Thomas enumerates four areas he sees as key points to successfully implementing the CLM: education, especially in primary traditions and skills; connecting Catholics with the land, whether in an urban rooftop or courtyard garden or fifty acres of tillable rural land; fellowship and the social aspects of life; and, a distinctive emphasis on Christ, Catholic sacraments, and God. (The CLM seems to be built on the Vetus Ordo and the older rites; it seems worth pondering whether or not the Novus Ordo and other post-conciliar elements are suitable for the CLM.) Very quickly one sees that this iteration of the CLM is a serious exegesis of Leo XIII’s Rerum Novarum and other bedrock documents of Catholic Social Teaching. Thomas also mentions the anthology Flee to the Fields as a useful introduction to the topic.
So, it appears the CLM has answers to a skeptic’s doubts, though there are always more questions. Here are a few. Does the CLM attract dilettantes? Does the CLM play to an American antinomianism and anti-authoritarianism? How will there be enough priests to serve rural areas, especially priests who can and will celebrate the Vetus Ordo? Is the CLM just a variant of the Benedict Option, which has been criticized as merely running away from problems and not really solving anything? Is there a danger of cultishness?
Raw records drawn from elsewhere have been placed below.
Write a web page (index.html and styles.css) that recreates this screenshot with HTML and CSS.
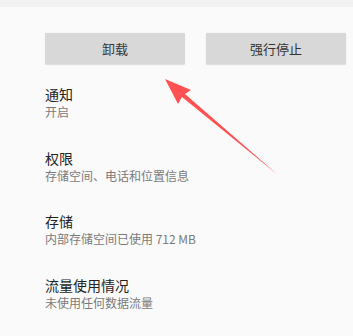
FILE: index.html
```html
<!DOCTYPE html>
<html>
<head>
<meta charset="utf-8">
<link rel="stylesheet" href="styles.css">
</head>
<body>
<div class="topband"></div>
<div class="content">
  <div class="buttons">
    <div class="btn">卸载</div>
    <div class="btn">强行停止</div>
  </div>
  <div class="list">
    <div class="item"><div class="title">通知</div><div class="sub">开启</div></div>
    <div class="item"><div class="title">权限</div><div class="sub">存储空间、电话和位置信息</div></div>
    <div class="item"><div class="title">存储</div><div class="sub">内部存储空间已使用 712 MB</div></div>
    <div class="item"><div class="title">流量使用情况</div><div class="sub">未使用任何数据流量</div></div>
  </div>
</div>
<svg class="arrow" width="353" height="336" viewBox="0 0 353 336">
  <polygon points="165,79 191,90 185,94 278,175 182,97 178,104" fill="#ff5151"/>
</svg>
</body>
</html>
```
FILE: styles.css
```css
html, body {
  margin: 0;
  padding: 0;
  background: #fafafa;
  font-family: "Noto Sans CJK SC", "Noto Sans", sans-serif;
  width: 353px;
  height: 336px;
  overflow: hidden;
  position: relative;
}
.topband {
  height: 7px;
  background: #f2f2f2;
}
.content {
  padding: 0 7px 0 45px;
}
.buttons {
  display: flex;
  gap: 21px;
  margin-top: 26px;
}
.btn {
  width: 140px;
  height: 31px;
  background: #d7d8d7;
  border-radius: 1px;
  box-shadow: 0 0.5px 1px rgba(0,0,0,0.12);
  display: flex;
  align-items: center;
  justify-content: center;
  font-size: 13px;
  color: #333;
}
.list {
  margin-top: 20px;
}
.item {
  height: 63.7px;
}
.title {
  font-size: 14px;
  line-height: 20px;
  color: #222;
}
.sub {
  font-size: 12px;
  line-height: 16px;
  color: #7a7a7a;
}
.arrow {
  position: absolute;
  left: 0;
  top: 0;
}
```
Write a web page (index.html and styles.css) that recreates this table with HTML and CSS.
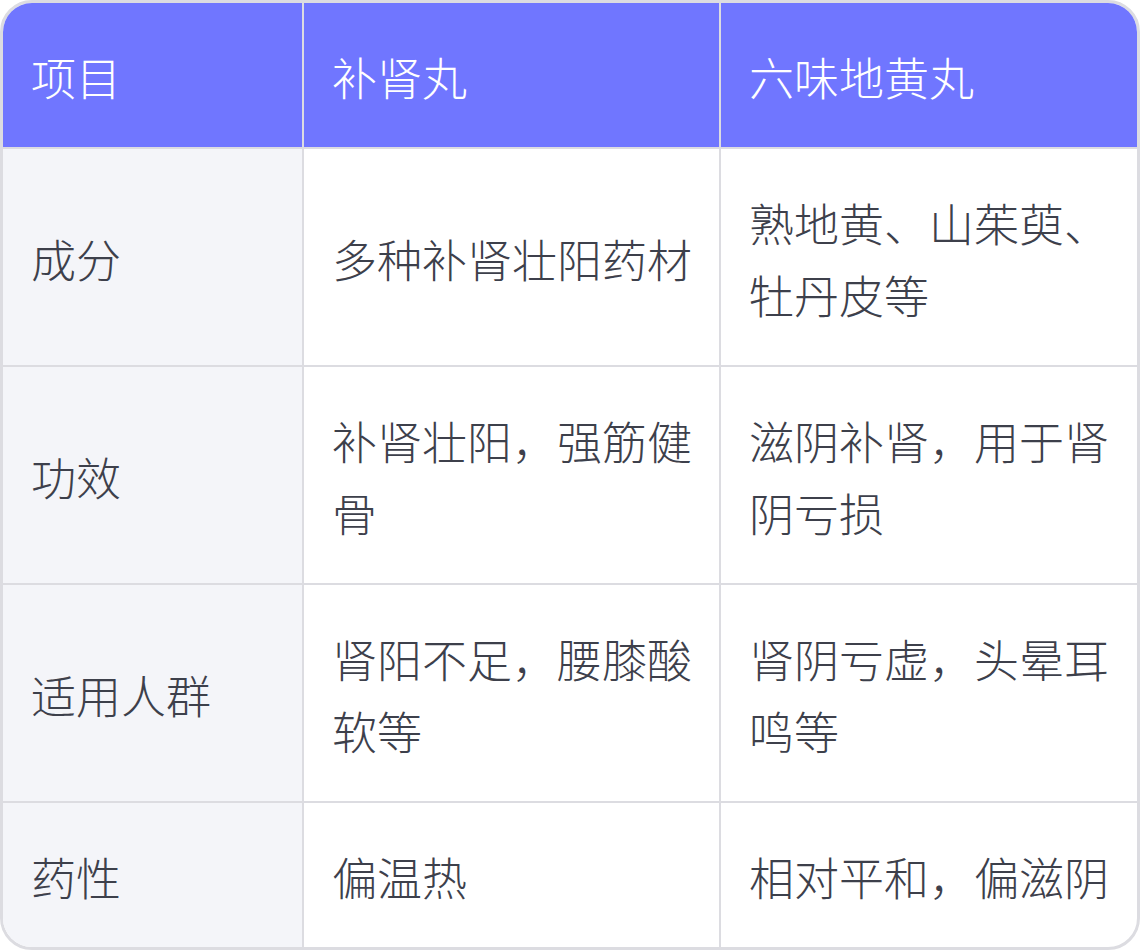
FILE: index.html
```html
<!DOCTYPE html>
<html lang="zh-CN">
<head>
<meta charset="utf-8">
<title>补肾丸与六味地黄丸对比</title>
<link rel="stylesheet" href="styles.css">
</head>
<body>
<div class="table-wrap">
  <table class="compare">
    <colgroup>
      <col class="c1">
      <col class="c2">
      <col class="c3">
    </colgroup>
    <thead>
      <tr>
        <th>项目</th>
        <th>补肾丸</th>
        <th>六味地黄丸</th>
      </tr>
    </thead>
    <tbody>
      <tr>
        <td class="label">成分</td>
        <td>多种补肾壮阳药材</td>
        <td>熟地黄、山茱萸、牡丹皮等</td>
      </tr>
      <tr>
        <td class="label">功效</td>
        <td>补肾壮阳，强筋健骨</td>
        <td>滋阴补肾，用于肾阴亏损</td>
      </tr>
      <tr>
        <td class="label">适用人群</td>
        <td>肾阳不足，腰膝酸软等</td>
        <td>肾阴亏虚，头晕耳鸣等</td>
      </tr>
      <tr>
        <td class="label">药性</td>
        <td>偏温热</td>
        <td>相对平和，偏滋阴</td>
      </tr>
    </tbody>
  </table>
</div>
</body>
</html>
```

FILE: styles.css
```css
html, body {
  margin: 0;
  padding: 0;
  background: #ffffff;
}

body {
  font-family: "Noto Sans CJK SC", "Noto Sans", sans-serif;
  color: #3d404b;
}

.table-wrap {
  width: 1140px;
  box-sizing: border-box;
  border: 3px solid #dcdce1;
  border-radius: 32px;
  overflow: hidden;
  background: #ffffff;
}

.compare {
  width: 100%;
  border-collapse: separate;
  border-spacing: 0;
  table-layout: fixed;
}

.c1 { width: 301px; }
.c2 { width: 417px; }

.compare th,
.compare td {
  padding: 38px 22px 34px 28px;
  font-size: 45px;
  font-weight: 300;
  line-height: 72px;
  text-align: left;
  vertical-align: middle;
  border-right: 2px solid #dcdce1;
  border-bottom: 2px solid #dcdce1;
  word-break: break-all;
}

.compare th {
  background: #7076ff;
  color: #ffffff;
}

.compare tr > *:last-child {
  border-right: none;
}

.compare tbody tr:last-child td {
  border-bottom: none;
}

.compare td.label {
  background: #f4f5f9;
}
```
Are intentional rural communities desirable or necessary?
Some things are clear. Rural areas like the North Country are facing wholesale collapse in their economies and networks. Bill Gates and others with unclear motives are buying up American farmland. The recent pandemic showed the weakness of the supply chain and the possibility of food shortages. And the government and Church hierarchy are increasingly acting against traditional values. So the question is perhaps not why the Catholic Land Movement, but why not.
It remains to be seen whether or not a set of ideas and practices built on agriculture at a practical scale will take hold on the periphery. Scoffing is easy, but God apparently likes defeating the easy bet and blessing the weak and foolish. I hope I live to see such a time of blessing here in the place I love.